__PROBLEM TO WORK ON__
Keep only the lines where "styles" appears.

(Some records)
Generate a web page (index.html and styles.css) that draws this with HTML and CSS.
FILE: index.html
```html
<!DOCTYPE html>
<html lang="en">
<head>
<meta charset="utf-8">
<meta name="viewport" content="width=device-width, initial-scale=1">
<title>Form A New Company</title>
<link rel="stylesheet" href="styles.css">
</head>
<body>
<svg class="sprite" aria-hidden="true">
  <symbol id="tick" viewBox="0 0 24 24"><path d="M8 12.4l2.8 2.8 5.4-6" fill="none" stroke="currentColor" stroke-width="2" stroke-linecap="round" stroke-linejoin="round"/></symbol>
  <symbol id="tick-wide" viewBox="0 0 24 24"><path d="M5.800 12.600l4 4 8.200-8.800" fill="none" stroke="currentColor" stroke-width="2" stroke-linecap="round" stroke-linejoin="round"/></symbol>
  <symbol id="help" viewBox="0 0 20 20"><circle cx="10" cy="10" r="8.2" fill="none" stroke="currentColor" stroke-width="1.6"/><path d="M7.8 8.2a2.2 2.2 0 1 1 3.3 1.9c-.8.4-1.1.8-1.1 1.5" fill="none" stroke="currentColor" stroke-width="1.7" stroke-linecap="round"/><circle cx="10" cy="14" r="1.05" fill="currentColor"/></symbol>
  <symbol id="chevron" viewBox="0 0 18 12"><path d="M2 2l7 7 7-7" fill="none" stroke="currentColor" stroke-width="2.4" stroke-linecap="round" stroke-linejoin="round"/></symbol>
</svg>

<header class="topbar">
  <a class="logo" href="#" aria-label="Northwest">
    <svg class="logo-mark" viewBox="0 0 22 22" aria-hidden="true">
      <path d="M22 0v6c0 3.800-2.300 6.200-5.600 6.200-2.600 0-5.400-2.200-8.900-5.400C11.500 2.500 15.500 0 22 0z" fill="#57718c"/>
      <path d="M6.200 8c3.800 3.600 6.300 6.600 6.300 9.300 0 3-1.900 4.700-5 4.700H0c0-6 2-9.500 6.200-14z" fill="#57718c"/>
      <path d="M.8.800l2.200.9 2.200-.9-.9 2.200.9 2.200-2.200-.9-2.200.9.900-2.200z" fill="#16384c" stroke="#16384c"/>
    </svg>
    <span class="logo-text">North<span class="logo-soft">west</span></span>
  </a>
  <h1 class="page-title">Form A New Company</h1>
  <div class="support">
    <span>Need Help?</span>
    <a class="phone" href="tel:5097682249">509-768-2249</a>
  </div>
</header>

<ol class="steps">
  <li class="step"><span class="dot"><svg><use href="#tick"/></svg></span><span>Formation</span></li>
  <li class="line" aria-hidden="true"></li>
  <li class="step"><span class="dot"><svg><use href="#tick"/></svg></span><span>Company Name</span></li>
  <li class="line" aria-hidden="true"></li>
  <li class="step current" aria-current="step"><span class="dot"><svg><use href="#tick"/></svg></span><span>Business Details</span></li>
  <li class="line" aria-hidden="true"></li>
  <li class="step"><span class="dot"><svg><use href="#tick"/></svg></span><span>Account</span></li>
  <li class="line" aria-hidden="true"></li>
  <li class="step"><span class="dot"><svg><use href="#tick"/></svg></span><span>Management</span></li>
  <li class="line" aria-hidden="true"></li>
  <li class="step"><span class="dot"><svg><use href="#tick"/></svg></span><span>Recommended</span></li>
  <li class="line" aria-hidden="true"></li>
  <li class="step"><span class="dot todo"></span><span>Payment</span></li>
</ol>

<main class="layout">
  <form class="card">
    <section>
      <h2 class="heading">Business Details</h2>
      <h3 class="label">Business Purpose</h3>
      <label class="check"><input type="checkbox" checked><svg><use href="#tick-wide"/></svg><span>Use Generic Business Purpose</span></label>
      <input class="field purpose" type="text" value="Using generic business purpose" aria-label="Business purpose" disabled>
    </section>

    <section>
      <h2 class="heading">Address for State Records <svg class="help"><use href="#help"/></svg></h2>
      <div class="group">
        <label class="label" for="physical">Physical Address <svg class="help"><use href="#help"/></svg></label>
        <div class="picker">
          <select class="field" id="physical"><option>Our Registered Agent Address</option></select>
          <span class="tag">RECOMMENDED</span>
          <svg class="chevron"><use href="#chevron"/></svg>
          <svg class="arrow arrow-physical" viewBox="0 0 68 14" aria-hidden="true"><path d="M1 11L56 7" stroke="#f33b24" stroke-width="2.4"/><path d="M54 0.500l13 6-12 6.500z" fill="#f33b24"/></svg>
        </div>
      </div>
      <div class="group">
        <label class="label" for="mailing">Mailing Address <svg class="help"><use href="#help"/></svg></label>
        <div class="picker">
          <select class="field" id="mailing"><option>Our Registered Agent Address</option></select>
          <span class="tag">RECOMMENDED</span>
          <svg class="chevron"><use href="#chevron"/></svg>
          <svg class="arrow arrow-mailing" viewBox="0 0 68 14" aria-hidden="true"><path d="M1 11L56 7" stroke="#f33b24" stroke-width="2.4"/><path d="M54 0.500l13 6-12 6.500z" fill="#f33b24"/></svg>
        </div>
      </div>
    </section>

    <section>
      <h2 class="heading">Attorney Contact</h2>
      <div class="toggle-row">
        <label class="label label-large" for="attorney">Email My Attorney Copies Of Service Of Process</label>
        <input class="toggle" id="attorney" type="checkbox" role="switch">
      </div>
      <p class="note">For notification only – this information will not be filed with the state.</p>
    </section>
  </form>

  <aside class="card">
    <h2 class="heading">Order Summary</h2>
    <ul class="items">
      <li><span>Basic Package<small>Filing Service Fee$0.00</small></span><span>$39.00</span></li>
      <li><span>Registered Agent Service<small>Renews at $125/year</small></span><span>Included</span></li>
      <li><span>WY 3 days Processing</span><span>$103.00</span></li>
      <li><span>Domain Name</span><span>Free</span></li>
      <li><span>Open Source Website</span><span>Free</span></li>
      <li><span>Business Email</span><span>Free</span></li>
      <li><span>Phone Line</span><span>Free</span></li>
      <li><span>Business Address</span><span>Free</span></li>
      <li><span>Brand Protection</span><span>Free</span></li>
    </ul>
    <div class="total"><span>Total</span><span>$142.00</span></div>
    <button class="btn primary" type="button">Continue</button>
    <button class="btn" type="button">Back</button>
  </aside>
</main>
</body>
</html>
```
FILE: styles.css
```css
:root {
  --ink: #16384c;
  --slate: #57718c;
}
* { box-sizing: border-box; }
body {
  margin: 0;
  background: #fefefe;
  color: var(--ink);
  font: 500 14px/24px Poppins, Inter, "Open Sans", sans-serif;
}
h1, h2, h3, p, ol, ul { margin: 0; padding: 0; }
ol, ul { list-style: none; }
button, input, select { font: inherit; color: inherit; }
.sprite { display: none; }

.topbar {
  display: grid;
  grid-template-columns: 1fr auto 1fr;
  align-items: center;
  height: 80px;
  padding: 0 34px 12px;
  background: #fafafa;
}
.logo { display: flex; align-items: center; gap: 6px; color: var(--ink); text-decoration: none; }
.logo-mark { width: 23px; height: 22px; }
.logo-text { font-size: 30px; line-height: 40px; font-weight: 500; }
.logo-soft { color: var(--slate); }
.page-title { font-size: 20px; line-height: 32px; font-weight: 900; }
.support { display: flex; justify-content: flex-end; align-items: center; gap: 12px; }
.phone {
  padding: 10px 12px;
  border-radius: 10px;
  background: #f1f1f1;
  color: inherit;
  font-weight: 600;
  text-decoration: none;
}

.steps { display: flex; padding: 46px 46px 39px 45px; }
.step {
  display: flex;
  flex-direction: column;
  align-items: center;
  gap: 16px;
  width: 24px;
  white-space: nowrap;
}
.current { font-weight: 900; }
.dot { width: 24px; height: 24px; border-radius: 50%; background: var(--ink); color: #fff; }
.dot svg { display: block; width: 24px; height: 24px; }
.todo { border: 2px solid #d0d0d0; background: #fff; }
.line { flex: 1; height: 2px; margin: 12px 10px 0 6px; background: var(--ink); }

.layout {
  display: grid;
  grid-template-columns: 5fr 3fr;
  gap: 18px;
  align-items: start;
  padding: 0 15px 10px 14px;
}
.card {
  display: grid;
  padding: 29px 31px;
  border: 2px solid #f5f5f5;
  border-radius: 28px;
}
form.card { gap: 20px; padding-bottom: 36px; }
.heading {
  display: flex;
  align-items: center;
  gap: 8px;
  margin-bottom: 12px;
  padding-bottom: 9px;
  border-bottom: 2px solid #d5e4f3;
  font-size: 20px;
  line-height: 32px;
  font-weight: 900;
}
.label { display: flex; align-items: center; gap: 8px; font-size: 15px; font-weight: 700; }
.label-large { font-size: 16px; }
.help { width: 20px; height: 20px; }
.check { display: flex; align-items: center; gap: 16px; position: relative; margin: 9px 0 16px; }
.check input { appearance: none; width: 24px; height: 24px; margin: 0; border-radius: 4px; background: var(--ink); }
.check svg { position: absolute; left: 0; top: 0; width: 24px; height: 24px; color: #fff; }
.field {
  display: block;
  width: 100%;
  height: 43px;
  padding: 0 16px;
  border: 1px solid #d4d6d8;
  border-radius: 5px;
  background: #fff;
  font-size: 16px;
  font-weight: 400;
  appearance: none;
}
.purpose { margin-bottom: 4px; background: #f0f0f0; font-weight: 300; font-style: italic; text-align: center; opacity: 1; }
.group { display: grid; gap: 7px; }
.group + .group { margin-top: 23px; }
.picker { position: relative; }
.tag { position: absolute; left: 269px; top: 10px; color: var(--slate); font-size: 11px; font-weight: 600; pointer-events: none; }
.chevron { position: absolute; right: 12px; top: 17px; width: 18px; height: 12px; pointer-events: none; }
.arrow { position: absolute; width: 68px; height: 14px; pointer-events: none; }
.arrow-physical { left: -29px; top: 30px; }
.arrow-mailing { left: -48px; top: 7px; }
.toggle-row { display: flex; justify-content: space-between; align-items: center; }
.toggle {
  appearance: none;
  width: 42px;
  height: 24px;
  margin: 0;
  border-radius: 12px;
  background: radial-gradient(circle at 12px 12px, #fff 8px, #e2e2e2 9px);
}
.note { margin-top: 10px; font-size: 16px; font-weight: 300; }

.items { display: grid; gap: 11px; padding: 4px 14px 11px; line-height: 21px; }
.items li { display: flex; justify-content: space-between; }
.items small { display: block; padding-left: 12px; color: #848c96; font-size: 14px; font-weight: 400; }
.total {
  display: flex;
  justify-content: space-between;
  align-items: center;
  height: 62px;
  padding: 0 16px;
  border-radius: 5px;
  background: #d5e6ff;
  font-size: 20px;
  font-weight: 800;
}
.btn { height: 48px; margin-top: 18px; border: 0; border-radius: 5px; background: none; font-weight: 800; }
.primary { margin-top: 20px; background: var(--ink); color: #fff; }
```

...

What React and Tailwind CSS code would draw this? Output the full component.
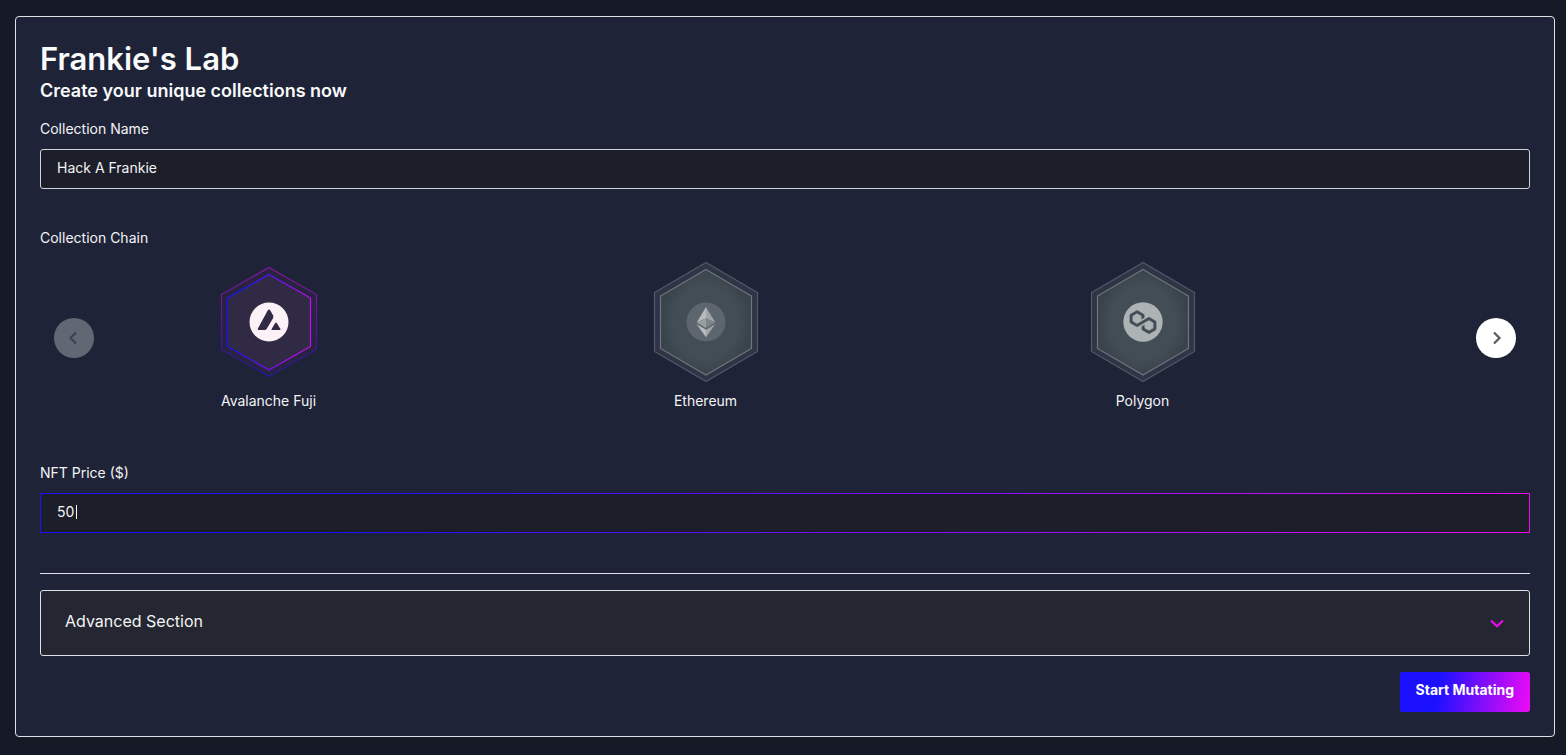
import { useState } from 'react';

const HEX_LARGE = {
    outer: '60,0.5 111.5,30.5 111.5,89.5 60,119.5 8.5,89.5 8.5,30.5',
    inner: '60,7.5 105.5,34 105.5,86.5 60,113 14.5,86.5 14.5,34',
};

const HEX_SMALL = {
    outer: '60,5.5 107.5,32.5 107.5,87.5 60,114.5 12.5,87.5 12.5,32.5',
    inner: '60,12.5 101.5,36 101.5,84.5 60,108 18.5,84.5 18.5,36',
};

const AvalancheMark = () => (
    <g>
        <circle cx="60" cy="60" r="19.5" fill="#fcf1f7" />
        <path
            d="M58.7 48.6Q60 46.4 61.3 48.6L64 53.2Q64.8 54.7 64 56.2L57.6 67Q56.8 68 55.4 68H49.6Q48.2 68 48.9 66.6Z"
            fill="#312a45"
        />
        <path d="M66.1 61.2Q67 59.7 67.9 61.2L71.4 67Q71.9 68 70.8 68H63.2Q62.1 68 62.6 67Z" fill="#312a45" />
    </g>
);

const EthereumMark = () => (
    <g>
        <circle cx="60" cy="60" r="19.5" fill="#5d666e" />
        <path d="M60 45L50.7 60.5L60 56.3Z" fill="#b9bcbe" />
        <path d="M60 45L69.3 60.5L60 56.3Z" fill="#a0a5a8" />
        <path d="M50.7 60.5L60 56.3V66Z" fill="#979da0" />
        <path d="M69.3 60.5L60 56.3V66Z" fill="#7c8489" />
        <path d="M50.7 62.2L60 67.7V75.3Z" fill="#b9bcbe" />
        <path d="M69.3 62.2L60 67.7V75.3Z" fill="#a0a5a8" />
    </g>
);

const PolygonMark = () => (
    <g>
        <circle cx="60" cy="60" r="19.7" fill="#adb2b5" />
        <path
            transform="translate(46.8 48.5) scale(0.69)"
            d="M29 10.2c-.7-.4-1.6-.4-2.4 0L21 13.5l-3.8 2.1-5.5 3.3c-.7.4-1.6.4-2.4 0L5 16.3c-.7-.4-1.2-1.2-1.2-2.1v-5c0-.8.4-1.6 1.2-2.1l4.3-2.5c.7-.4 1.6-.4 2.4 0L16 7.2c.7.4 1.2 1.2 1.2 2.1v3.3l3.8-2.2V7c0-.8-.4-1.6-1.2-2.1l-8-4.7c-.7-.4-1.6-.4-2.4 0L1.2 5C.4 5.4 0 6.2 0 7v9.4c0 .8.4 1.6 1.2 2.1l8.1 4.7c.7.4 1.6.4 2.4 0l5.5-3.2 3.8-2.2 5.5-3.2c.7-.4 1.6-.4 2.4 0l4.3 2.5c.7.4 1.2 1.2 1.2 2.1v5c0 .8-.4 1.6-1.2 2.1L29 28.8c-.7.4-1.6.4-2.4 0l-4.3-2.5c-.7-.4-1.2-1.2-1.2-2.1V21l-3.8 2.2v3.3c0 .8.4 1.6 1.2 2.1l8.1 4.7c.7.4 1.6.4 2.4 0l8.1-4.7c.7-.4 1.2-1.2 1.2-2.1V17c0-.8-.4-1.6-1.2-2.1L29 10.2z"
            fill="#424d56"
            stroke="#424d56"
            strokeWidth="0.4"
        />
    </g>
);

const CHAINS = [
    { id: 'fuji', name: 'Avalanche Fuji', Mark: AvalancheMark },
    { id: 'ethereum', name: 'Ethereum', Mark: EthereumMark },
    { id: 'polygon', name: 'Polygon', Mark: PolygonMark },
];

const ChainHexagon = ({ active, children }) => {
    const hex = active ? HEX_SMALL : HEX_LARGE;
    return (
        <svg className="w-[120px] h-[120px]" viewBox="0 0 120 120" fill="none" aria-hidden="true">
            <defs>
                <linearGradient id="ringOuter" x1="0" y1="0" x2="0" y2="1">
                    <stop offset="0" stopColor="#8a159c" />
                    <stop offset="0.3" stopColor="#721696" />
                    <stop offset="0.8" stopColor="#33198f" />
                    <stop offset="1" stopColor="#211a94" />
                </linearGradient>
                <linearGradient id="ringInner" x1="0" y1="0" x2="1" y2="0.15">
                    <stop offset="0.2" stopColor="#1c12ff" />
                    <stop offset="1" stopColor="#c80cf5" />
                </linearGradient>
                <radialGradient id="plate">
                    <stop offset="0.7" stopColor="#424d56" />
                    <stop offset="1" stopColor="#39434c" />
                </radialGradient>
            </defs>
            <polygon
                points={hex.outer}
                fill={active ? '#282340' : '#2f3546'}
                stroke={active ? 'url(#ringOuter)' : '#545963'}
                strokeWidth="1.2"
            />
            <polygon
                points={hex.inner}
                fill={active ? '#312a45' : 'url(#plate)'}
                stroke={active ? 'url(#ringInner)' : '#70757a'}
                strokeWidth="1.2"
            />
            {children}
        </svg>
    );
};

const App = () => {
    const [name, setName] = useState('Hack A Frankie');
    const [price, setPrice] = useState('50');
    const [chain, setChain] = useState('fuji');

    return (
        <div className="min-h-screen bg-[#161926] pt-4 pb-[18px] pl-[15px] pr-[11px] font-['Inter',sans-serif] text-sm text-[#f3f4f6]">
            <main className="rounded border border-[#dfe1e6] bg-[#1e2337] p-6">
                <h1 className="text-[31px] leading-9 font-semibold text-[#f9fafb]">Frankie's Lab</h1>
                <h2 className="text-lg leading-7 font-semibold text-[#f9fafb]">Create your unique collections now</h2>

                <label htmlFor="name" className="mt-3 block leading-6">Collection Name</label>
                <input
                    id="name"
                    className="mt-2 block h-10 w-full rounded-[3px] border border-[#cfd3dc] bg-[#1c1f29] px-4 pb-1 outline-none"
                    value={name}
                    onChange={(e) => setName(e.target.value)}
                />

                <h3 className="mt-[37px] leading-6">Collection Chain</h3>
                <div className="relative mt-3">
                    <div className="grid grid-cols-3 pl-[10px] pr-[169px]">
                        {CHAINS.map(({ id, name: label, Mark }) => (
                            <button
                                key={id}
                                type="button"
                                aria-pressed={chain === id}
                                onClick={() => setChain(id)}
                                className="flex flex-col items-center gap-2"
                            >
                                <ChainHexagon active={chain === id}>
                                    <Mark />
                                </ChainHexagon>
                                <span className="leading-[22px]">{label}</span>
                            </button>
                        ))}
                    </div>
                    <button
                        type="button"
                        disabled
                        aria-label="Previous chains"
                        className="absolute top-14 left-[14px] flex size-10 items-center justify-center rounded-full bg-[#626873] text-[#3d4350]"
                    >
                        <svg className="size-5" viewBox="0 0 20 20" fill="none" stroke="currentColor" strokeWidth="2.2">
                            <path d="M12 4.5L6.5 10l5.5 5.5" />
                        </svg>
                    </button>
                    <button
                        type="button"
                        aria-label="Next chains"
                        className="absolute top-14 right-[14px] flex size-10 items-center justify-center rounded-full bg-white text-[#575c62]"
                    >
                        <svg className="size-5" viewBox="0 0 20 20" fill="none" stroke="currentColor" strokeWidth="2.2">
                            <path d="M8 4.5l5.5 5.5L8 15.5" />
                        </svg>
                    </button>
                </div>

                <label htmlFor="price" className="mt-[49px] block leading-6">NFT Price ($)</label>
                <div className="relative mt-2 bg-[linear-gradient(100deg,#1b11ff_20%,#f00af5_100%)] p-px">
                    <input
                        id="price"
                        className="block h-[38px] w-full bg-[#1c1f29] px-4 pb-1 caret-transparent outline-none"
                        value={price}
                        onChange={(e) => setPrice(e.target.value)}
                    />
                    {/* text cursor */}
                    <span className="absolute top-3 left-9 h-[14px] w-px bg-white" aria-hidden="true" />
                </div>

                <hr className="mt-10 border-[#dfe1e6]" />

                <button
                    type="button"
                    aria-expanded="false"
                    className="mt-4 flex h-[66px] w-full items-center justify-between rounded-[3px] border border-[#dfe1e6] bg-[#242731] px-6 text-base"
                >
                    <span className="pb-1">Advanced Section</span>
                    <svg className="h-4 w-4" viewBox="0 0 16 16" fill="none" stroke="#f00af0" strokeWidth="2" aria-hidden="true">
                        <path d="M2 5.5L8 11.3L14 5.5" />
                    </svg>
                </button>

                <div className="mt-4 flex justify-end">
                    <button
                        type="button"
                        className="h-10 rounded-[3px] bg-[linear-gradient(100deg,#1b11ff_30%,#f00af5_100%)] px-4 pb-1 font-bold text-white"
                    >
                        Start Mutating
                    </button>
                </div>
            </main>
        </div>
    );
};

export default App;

__THE ANSWER__
Generate a web page (index.html and styles.css) that draws this with HTML and CSS.
<link rel="stylesheet" href="styles.css">
FILE: styles.css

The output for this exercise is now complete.